Deutsch-chinesischer Handel auf Rekordwert

Dass Deutschland so vorsichtig ist, liegt an den langen und engen Wirtschaftsbeziehungen mit der Volksrepublik. So bezieht die Bundesrepublik 98 Prozent ihrer Seltenen Erden aus China, gleichzeitig ist das Land ein sehr wichtiger Markt für deutsche Autos. Im vergangenen Jahr stieg der Handel mit China auf einen Rekordwert – trotz aller politischen Warnungen vor zu viel Abhängigkeit: Laut dem Statistischen Bundesamt wurden Waren im Wert von rund 298 Milliarden Euro gehandelt, das entspricht einem Wachstum von rund 21 Prozent im Vergleich zum Vorjahr.

Trotzdem zeigt die Reise von Stark-Watzinger, dass Deutschland sich nicht mehr vor ranghohen diplomatischen Besuchen in Taiwan scheut. Sie setzt ein Zeichen für mehr Solidarität unter Demokratien. Und der Zeitpunkt könnte geopolitisch nicht brisanter sein: Während die Bildungsministerin in Taipeh ist, trifft der chinesische Präsident Xi Jinping Wladimir Putin in Moskau. Das dürfte zur Arbeit Pekings an einer neuen Welt nach chinesischem Vorbild gehören.

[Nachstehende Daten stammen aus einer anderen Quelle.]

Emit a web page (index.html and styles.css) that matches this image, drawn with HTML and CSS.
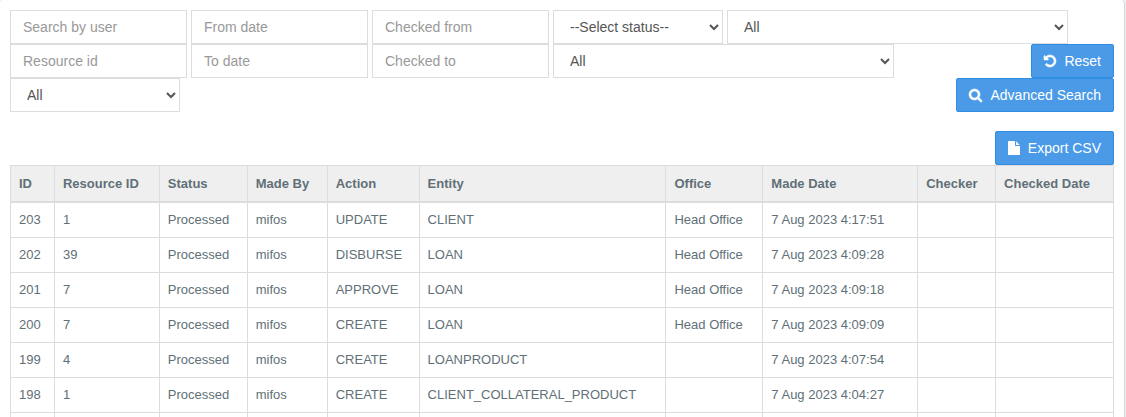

Wirtschaftliche Verbindungen von Demokratien mit Taiwan geben dem Inselstaat mehr Sichtbarkeit und Sicherheit. Beides braucht es dringend. Erst vergangene Woche erkannte Honduras Taiwan die Staatlichkeit ab und nahm stattdessen diplomatische Beziehungen zu China auf. Nur noch 13 Länder unterhalten offizielle Beziehungen zu Taiwan, darunter Guatemala, Palau, Paraguay und das afrikanische Eswatini – allesamt weltpolitisch eher unbedeutende Akteure.

Vor allem in den vergangenen Jahren hat Peking alles daran gesetzt, durch wirtschaftliche Beziehungen politische Interessen durchzusetzen. So erfolgte die Entscheidung von Honduras gut einen Monat, nachdem das Land Verhandlungen mit China über den Bau eines neuen Wasserkraftwerks aufgenommen hatte. Taiwan wird dadurch immer mehr international isoliert.

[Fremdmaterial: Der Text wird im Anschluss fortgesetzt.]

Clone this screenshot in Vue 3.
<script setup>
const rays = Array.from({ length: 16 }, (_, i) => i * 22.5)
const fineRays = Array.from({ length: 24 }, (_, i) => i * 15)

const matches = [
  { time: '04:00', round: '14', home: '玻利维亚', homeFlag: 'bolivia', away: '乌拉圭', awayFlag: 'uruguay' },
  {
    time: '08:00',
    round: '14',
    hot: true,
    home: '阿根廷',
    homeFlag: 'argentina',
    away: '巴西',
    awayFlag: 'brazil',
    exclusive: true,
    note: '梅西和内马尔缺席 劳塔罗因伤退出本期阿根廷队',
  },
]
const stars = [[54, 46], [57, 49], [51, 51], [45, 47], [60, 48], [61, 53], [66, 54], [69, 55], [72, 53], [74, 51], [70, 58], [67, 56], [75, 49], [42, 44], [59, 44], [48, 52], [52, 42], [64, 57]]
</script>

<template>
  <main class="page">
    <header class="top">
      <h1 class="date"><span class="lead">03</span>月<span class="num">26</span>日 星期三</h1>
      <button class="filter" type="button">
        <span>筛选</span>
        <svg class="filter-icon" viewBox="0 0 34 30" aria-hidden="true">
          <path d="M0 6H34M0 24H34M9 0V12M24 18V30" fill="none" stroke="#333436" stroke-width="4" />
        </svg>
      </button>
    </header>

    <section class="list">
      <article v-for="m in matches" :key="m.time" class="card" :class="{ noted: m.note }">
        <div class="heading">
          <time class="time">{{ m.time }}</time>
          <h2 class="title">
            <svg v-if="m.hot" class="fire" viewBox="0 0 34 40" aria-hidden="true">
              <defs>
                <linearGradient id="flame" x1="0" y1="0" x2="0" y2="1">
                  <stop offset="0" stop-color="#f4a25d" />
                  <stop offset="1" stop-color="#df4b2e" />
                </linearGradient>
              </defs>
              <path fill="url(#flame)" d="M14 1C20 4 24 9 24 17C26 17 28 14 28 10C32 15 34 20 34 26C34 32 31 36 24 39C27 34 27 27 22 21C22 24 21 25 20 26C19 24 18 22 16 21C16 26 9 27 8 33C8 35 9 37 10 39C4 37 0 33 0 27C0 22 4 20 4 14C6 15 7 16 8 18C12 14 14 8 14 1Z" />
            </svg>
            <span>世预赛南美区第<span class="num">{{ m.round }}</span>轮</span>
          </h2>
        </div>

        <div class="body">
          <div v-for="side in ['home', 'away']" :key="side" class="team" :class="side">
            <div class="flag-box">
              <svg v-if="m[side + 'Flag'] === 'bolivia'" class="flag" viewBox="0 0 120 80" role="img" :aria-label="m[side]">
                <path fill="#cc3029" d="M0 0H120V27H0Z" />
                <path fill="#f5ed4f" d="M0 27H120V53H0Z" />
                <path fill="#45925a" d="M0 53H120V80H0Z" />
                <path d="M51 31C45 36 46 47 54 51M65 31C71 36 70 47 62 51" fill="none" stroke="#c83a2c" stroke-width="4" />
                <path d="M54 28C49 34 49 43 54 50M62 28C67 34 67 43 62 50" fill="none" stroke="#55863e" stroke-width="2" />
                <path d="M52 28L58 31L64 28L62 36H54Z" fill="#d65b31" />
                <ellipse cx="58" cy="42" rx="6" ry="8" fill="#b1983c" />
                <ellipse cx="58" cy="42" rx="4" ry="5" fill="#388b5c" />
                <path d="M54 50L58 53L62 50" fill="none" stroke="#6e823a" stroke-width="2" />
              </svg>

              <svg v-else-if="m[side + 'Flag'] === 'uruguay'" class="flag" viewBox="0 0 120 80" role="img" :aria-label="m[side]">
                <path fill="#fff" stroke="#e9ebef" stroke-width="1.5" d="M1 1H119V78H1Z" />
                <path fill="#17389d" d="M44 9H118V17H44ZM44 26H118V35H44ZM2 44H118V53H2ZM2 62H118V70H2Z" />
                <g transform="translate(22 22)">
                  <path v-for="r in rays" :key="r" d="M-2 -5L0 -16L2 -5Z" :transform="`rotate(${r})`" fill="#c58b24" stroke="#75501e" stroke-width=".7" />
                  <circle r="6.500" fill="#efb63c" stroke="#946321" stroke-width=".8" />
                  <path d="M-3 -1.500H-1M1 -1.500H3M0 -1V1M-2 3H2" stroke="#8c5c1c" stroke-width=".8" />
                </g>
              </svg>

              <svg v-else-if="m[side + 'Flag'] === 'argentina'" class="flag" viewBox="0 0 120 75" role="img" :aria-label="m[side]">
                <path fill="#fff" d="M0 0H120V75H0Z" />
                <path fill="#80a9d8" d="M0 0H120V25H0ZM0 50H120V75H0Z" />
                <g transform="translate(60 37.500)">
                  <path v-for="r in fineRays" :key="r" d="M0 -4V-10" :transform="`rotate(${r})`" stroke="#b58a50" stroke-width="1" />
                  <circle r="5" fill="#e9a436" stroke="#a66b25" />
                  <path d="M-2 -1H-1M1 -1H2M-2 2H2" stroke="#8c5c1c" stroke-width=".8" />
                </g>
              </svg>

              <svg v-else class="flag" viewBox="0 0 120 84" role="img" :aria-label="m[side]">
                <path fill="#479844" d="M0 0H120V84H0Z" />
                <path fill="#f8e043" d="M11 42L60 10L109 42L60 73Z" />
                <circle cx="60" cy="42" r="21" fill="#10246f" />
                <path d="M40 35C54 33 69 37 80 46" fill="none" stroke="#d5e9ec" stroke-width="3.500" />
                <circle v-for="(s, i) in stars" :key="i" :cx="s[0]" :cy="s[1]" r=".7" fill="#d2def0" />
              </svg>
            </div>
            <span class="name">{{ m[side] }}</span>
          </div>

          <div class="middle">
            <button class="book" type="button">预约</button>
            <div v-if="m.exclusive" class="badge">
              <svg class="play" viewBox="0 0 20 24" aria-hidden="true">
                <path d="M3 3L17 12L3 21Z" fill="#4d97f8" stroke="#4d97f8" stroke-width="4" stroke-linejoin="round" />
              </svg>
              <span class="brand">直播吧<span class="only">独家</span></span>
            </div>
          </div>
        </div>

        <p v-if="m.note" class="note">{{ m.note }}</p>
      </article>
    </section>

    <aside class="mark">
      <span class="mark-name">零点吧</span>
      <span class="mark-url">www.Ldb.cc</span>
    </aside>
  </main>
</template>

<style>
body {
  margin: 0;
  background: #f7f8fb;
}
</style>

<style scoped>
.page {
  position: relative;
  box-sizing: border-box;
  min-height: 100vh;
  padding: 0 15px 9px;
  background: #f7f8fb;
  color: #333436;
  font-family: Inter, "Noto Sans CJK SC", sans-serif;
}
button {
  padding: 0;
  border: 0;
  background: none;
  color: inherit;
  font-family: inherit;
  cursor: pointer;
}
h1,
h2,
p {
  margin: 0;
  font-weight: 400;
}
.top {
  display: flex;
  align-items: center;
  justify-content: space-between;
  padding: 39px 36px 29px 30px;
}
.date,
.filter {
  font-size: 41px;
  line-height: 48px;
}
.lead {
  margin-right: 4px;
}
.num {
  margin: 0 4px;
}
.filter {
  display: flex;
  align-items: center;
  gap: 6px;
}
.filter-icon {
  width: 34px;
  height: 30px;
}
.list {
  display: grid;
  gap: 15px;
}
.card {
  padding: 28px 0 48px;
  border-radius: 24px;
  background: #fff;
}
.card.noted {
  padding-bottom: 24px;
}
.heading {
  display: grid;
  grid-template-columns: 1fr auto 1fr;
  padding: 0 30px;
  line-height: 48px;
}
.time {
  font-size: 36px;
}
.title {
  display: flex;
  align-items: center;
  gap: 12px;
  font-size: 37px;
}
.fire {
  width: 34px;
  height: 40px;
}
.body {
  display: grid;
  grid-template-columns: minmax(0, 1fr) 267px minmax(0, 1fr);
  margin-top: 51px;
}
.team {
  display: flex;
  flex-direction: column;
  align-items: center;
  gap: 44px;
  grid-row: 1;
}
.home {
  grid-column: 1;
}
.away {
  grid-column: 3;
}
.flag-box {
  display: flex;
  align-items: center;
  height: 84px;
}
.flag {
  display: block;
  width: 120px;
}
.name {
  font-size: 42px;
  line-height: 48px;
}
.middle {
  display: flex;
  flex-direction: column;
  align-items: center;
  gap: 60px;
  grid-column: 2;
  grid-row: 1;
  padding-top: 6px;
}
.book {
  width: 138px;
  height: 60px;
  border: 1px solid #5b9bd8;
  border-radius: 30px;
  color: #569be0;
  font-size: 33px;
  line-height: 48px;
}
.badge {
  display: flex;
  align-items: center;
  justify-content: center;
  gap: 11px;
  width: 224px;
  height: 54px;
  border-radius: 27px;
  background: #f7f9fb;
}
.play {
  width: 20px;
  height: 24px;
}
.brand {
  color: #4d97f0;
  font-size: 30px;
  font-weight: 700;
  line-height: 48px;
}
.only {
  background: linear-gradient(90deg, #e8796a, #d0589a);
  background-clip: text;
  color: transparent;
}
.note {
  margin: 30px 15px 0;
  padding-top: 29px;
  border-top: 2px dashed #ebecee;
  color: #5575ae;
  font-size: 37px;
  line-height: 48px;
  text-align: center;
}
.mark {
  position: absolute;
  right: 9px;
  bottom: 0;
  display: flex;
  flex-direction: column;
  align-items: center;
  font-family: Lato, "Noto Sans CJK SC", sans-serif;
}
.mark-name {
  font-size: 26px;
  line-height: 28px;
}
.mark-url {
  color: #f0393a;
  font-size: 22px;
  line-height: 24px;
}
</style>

Dass sich immer mehr Länder für China und gegen Taiwan entscheiden, schwächt Demokratien im Allgemeinen und auch die USA und Europa. Es ist unwahrscheinlich, dass die Ein-China-Politik demnächst abgeschafft wird.

Das weiß auch Taipeh und gibt sich mit seinen wichtigen inoffiziellen Beziehungen zu Ländern, wie den USA, Japan und EU-Mitgliedsstaaten zufrieden. Deutschland als größtes EU-Land sucht offenbar noch seine Rolle in diesem sich verändernden geopolitischen Geflecht.